Entanglement polygon inequalities for pure states in qudit systems

TL;DR

This paper extends entanglement polygon inequalities to n-qudit pure states using geometric entanglement measures, explores residual entanglement in three-qubit systems, and discusses limitations and exceptions in higher-dimensional systems.

Contribution

It demonstrates the validity of entanglement polygon inequalities for n-qudit states with geometric measures and analyzes residual entanglement, revealing limitations with negativity in higher dimensions.

Findings

EPI valid for n-qudit states with geometric entanglement measure

Residual entanglement studied in three-qubit systems

Counterexamples show EPI invalid for higher dimensions with negativity

Abstract

Entanglement is one of the important resources in quantum tasks.
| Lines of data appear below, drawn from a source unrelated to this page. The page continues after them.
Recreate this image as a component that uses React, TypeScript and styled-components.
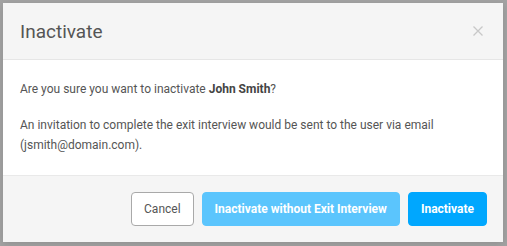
import * as React from 'react';
import styled, { createGlobalStyle } from 'styled-components';

const GlobalStyle = createGlobalStyle`
  html, body { margin: 0; padding: 0; }
  body {
    background: #a3a3a3;
    font-family: Roboto, "Liberation Sans", sans-serif;
    -webkit-font-smoothing: antialiased;
  }
`;

const Backdrop = styled.div`
  width: 507px;
  height: 246px;
  padding: 3px 4px 4px 3px;
  box-sizing: border-box;
  overflow: hidden;
`;

const Modal = styled.div`
  width: 500px;
  height: 239px;
  display: flex;
  flex-direction: column;
  background: #fff;
  box-shadow: 0 2px 8px rgba(0,0,0,.12);
`;

const Header = styled.header`
  height: 56px;
  display: flex;
  align-items: center;
  justify-content: space-between;
  padding: 0 19px 0 17px;
  background: #f5f5f5;
  border-bottom: 1px solid #e6e6e6;
`;

const Title = styled.h3`
  margin: 0;
  font-size: 19px;
  font-weight: 400;
  color: #555;
`;

const Close = styled.button`
  border: 0;
  background: none;
  padding: 0;
  width: 12px;
  height: 12px;
  display: flex;
  cursor: pointer;
`;

const Body = styled.div`
  flex: 1 1 auto;
  padding: 19px 17px 20px;
  font-size: 12px;
  line-height: 20px;
  color: #555;
  p { margin: 0; }
  p + p { margin-top: 16px; }
  strong { font-weight: 700; color: #444; }
`;

const Footer = styled.footer`
  height: 66px;
  display: flex;
  align-items: center;
  justify-content: flex-end;
  gap: 8px;
  padding: 0 16px;
  background: #f5f5f5;
  border-top: 1px solid #e9e9e9;
`;

const Button = styled.button<{ $variant: 'default' | 'light' | 'primary' }>`
  height: 34px;
  padding: 0 12px;
  border-radius: 4px;
  font-family: inherit;
  font-size: 12px;
  cursor: pointer;
  border: 1px solid ${({ $variant }) =>
    $variant === 'default' ? '#a9a9a9' : $variant === 'light' ? '#5bc5fd' : '#00a7fe'};
  background: ${({ $variant }) =>
    $variant === 'default' ? '#fff' : $variant === 'light' ? '#5bc5fd' : '#00a7fe'};
  color: ${({ $variant }) => ($variant === 'default' ? '#555' : '#fff')};
  font-weight: ${({ $variant }) => ($variant === 'default' ? 400 : 700)};
`;

export default function App() {
  return (
    <>
      <GlobalStyle />
      <Backdrop>
        <Modal role="dialog" aria-modal="true">
          <Header>
            <Title>Inactivate</Title>
            <Close aria-label="Close">
              <svg width="12" height="12" viewBox="0 0 12 12">
                <path d="M1.5 1.5l9 9M10.5 1.5l-9 9" stroke="#c8c8c8" strokeWidth="1.3" />
              </svg>
            </Close>
          </Header>
          <Body>
            <p>
              Are you sure you want to inactivate <strong>John Smith</strong>?
            </p>
            <p>
              An invitation to complete the exit interview would be sent to the user via email
              (jsmith@domain.com).
            </p>
          </Body>
          <Footer>
            <Button $variant="default">Cancel</Button>
            <Button $variant="light">Inactivate without Exit Interview</Button>
            <Button $variant="primary">Inactivate</Button>
          </Footer>
        </Modal>
      </Backdrop>
    </>
  );
}
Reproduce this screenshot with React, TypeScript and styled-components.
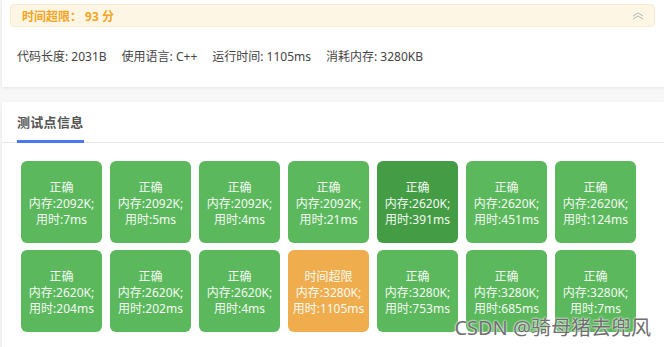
import * as React from "react";
import styled, {createGlobalStyle} from "styled-components";

type Status = "ok" | "okActive" | "tle";

type Point = { status: Status, mem: string, time: string }

const points: Point[] = [
    {status: "ok", mem: "2092K", time: "7ms"},
    {status: "ok", mem: "2092K", time: "5ms"},
    {status: "ok", mem: "2092K", time: "4ms"},
    {status: "ok", mem: "2092K", time: "21ms"},
    {status: "okActive", mem: "2620K", time: "391ms"},
    {status: "ok", mem: "2620K", time: "451ms"},
    {status: "ok", mem: "2620K", time: "124ms"},
    {status: "ok", mem: "2620K", time: "204ms"},
    {status: "ok", mem: "2620K", time: "202ms"},
    {status: "ok", mem: "2620K", time: "4ms"},
    {status: "tle", mem: "3280K", time: "1105ms"},
    {status: "ok", mem: "3280K", time: "753ms"},
    {status: "ok", mem: "3280K", time: "685ms"},
    {status: "ok", mem: "3280K", time: "7ms"},
]

const colors: Record<Status, string> = {
    ok: "#5cb85c",
    okActive: "#449d44",
    tle: "#f0ad4e",
}

const labels: Record<Status, string> = {
    ok: "正确",
    okActive: "正确",
    tle: "时间超限",
}

export default function App() {
    return <Page>
        <GlobalStyle/>

        <Panel>
            <Alert>
                <AlertTitle>时间超限： 93 分</AlertTitle>
                <svg width="12" height="8" viewBox="0 0 12 8" fill="none" stroke="#b8b8b8" strokeWidth="1">
                    <path d="M1 4 L6 1 L11 4"/>
                    <path d="M1 7 L6 4 L11 7"/>
                </svg>
            </Alert>
            <Stats>
                <span>代码长度: 2031B</span>
                <span>使用语言: C++</span>
                <span>运行时间: 1105ms</span>
                <span>消耗内存: 3280KB</span>
            </Stats>
        </Panel>

        <TestPanel>
            <TabBar>
                <Tab>测试点信息</Tab>
            </TabBar>
            <Grid>
                {points.map((p, i) =>
                    <Case key={i} color={colors[p.status]}>
                        <div>{labels[p.status]}</div>
                        <div>内存:{p.mem};</div>
                        <div>用时:{p.time}</div>
                    </Case>
                )}
            </Grid>
        </TestPanel>

        <Watermark>CSDN @骑母猪去兜风</Watermark>
    </Page>
}

const GlobalStyle = createGlobalStyle`
  body {
    margin: 0;
    background: #f7f7f7;
    font-family: "Noto Sans", "Noto Sans CJK SC", sans-serif;
  }
`

const Page = styled.div`
  position: relative;
  width: 664px;
  height: 347px;
  overflow: hidden;
  padding-left: 2px;
  box-sizing: border-box;
`

const Panel = styled.div`
  background: #fff;
  height: 87px;
  padding: 4px 9px 0 8px;
  box-sizing: border-box;
  box-shadow: 0 1px 3px rgba(0, 0, 0, 0.08);
`

const Alert = styled.div`
  display: flex;
  align-items: center;
  justify-content: space-between;
  height: 23px;
  padding: 0 10px 0 11px;
  box-sizing: border-box;
  background: #fdf6e4;
  border: 1px solid #f8ecd2;
  border-radius: 4px;
`

const AlertTitle = styled.span`
  color: #f5a524;
  font-size: 12px;
  font-weight: 700;
`

const Stats = styled.div`
  display: flex;
  gap: 15px;
  padding: 20px 0 0 7px;
  font-size: 12px;
  color: #444;
`

const TestPanel = styled.div`
  margin-top: 15px;
  background: #fff;
  height: 260px;
  box-shadow: 0 1px 3px rgba(0, 0, 0, 0.08);
`

const TabBar = styled.div`
  height: 40px;
  padding-left: 15px;
  border-bottom: 1px solid #e4e4e4;
  display: flex;
  align-items: flex-end;
`

const Tab = styled.div`
  font-size: 13px;
  font-weight: 700;
  color: #555;
  padding-bottom: 9px;
  border-bottom: 3px solid #4a78f0;
  margin-bottom: -1px;
  letter-spacing: 0.3px;
`

const Grid = styled.div`
  display: grid;
  grid-template-columns: repeat(7, 81px);
  grid-auto-rows: 82px;
  column-gap: 8px;
  row-gap: 7px;
  padding: 18px 0 0 19px;
`

const Case = styled.div<{ color: string }>`
  background: ${props => props.color};
  border-radius: 6px;
  display: flex;
  flex-direction: column;
  align-items: center;
  justify-content: center;
  color: #f4fbf4;
  font-size: 12px;
  line-height: 16px;
  padding-top: 3px;
  box-sizing: border-box;
`

const Watermark = styled.div`
  position: absolute;
  right: 13px;
  bottom: 8px;
  font-size: 20px;
  line-height: 22px;
  color: #6e6e6e;
  text-shadow: 0 0 2px #fff, 0 0 2px #fff;
`
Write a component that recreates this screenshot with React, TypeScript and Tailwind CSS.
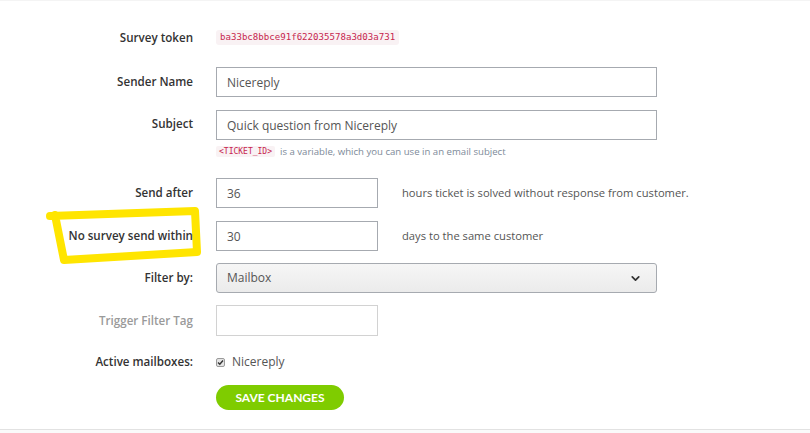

Recently, Yang $et$ $al.$ [arXiv:2205.08801] proposed an entanglement polygon inequalities (EPI) in terms of some entanglement measures for $n$-qudit pure states. Here we continue to consider the entanglement polygon inequalities. Specifially, we show that the EPI is valid for $n$-qudit pure states in terms of geometric entanglement measure (GEM), then we study the residual entanglement in terms of GEM for pure states in three-qubit systems. At last, we present counterexamples showing that the EPI is invalid for higher dimensional systems in terms of negativity, we also present a class of states beyond qubits satisfy the EPI in terms of negativity.